Customer Acquisition Cost (CAC)

Definition

The total cost of acquiring a new customer, including marketing, sales, and onboarding expenses. Optimising the ratio of customer lifetime value to CAC (LTV:CAC) is a central challenge for growth businesses and a key metric scrutinised by investors. In intangible asset contexts, CAC is a key input for valuing customer relationship assets under IFRS 3, as the cost advantage of serving existing customers versus acquiring new ones directly influences the value attributed to the customer base in purchase price allocations.

Complementary Terms

Concepts that frequently appear alongside Customer Acquisition Cost (CAC) in practice.

Customer Lifetime Value (CLTV / LTV)

The total net revenue a business expects to earn from a single customer over the entire duration of the relationship. LTV is driven by average revenue per user, gross margin, and retention rates, and is directly influenced by brand and relationship intangibles.

Replacement Cost Method

A cost-based valuation approach that estimates the value of an intangible asset by calculating the current cost of creating or acquiring a substitute asset with equivalent utility. The replacement cost method is frequently used for valuing assembled workforces, proprietary software, and databases, adjusted for any functional or economic obsolescence.

Customer Relationships

An intangible asset category representing the value embedded in a company's established customer base, including long-term contracts, loyalty, recurring purchase behaviour, and the cost advantage of retaining versus acquiring customers.

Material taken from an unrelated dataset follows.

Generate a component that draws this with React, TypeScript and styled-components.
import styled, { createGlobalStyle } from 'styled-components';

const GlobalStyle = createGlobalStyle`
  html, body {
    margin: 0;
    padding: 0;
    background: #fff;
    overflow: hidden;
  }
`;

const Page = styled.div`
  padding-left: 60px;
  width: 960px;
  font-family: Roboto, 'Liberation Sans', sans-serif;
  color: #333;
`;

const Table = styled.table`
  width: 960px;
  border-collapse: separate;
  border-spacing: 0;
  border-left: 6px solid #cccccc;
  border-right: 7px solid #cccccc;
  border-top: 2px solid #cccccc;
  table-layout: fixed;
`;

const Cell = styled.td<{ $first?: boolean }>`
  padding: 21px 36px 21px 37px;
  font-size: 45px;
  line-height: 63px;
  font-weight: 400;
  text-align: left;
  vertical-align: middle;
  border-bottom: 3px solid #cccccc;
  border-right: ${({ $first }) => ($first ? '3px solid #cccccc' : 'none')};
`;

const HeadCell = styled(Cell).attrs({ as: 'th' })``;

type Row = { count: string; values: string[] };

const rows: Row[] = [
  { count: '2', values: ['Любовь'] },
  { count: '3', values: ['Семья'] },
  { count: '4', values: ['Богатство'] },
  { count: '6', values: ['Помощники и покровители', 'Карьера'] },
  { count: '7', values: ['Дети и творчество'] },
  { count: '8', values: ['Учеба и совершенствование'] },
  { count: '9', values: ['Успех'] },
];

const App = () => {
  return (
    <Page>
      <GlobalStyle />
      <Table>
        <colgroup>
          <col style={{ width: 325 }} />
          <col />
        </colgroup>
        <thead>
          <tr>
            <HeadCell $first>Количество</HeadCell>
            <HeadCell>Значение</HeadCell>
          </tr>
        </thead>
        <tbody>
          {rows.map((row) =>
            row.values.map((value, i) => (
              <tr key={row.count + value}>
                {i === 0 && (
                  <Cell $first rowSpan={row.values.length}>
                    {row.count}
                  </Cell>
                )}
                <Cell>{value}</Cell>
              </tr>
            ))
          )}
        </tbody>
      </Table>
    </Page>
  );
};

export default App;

Under IFRS 3, customer relationships are separately identified and measured at fair value during purchase price allocations, typically using the Multi-Period Excess Earnings Method (MPEEM) which projects cash flows from the existing customer base over its expected attrition period.

Step Acquisition

A business combination achieved in stages, where the acquirer held a previously existing equity interest in the acquiree before obtaining control. Under IFRS 3 and ASC 805, the acquirer must remeasure its previously held equity interest at fair value at the acquisition date and recognise any resulting gain or loss in profit or loss.

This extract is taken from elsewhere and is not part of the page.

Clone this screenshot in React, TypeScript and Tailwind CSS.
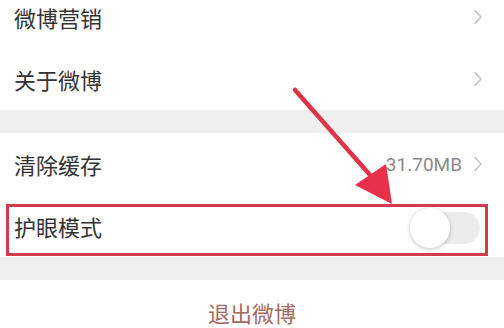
const font = { fontFamily: '"Noto Sans CJK SC", "Noto Sans", sans-serif' };

function Chevron() {
  return (
    <svg width="10" height="16" viewBox="0 0 10 16" className="shrink-0">
      <path d="M2 1.5 L8 8 L2 14.5" fill="none" stroke="#c4c4c4" strokeWidth="1.6" strokeLinecap="round" strokeLinejoin="round" />
    </svg>
  );
}

function Row({ label, right, children }: { label: string; right?: string; children?: React.ReactNode }) {
  return (
    <div className="h-[62px] bg-white flex items-center pl-[14px] pr-[21px]">
      <span className="text-[22px] text-[#333333] flex-1 leading-none">{label}</span>
      {children ?? (
        <div className="flex items-center gap-[11px]">
          {right && (
            <span className="text-[19px] text-[#8a8a8a] leading-none" style={{ fontFamily: 'Roboto, "Noto Sans", sans-serif' }}>
              {right}
            </span>
          )}
          <Chevron />
        </div>
      )}
    </div>
  );
}

export default function App() {
  return (
    <div className="relative w-[504px] h-[328px] overflow-hidden bg-[#efefef]" style={font}>
      <div className="-mt-[14px]">
        <Row label="微博营销" />
        <Row label="关于微博" />
        <div className="h-[23px]" />
        <Row label="清除缓存" right="31.70MB" />
        <Row label="护眼模式">
          <div className="relative w-[70px] h-[40px] mr-[3px] mt-[4px]">
            <div className="absolute left-[6px] right-0 top-[4px] bottom-[4px] rounded-full bg-[#ececec]" />
            <div className="absolute left-0 top-0 w-[40px] h-[40px] rounded-full bg-white shadow-[0_1px_4px_rgba(0,0,0,0.25)]" />
          </div>
        </Row>
        <div className="h-[23px]" />
        <div className="h-[64px] bg-white flex items-center justify-center">
          <span className="text-[22px] text-[#a26b5f] leading-none">退出微博</span>
        </div>
      </div>

      {/* annotation: red box */}
      <div className="absolute left-[6px] top-[204px] w-[482px] h-[52px] border-[3px] border-[#d43a4c]" />

      {/* annotation: arrow */}
      <svg className="absolute left-0 top-0" width="504" height="328" viewBox="0 0 504 328">
        <line x1="295" y1="90" x2="378" y2="184" stroke="#df3447" strokeWidth="4.5" strokeLinecap="round" />
        <polygon points="392,204 355,185 386,164" fill="#e8304a" />
      </svg>
    </div>
  );
}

Weighted Average Cost of Capital (WACC) Premium

An adjustment applied to the standard WACC to reflect the additional risk associated with specific intangible assets or early-stage businesses. Intangible-heavy investments typically warrant a higher discount rate than the firm-level WACC because their cash flows are less certain and more sensitive to competitive and technological disruption.

Sunk Cost

An expenditure that has already been incurred and cannot be recovered, regardless of future decisions. While sunk costs should not influence forward-looking investment decisions, the accumulated effect of past intangible investments — in R&D, brand building, and organisational development — creates the stock of intangible capital that drives future value.

Know Your Customer (KYC)

The regulatory requirement for financial institutions and certain other businesses to verify the identity of their clients, assess their risk profile, and monitor transactions for suspicious activity. KYC procedures are mandated by anti-money laundering regulations including the EU's Anti-Money Laundering Directives and the UK's Money Laundering Regulations 2017, and form the first line of defence against financial crime.

Add-On Acquisition

An acquisition made by an existing portfolio company to expand its scale, capabilities, or market presence, often used interchangeably with bolt-on acquisition in private equity contexts. Add-on acquisitions may range from small tuck-in deals that fill specific gaps to larger transformative transactions that materially change the portfolio company's competitive position.

Related FAQ

What key metrics do Series A investors evaluate before investing?

Series A investors focus on monthly recurring revenue (typically £50-200K+), revenue growth rate (15-20% month-on-month), unit economics (LTV:CAC > 3:1), retention rates, and evidence of product-market fit.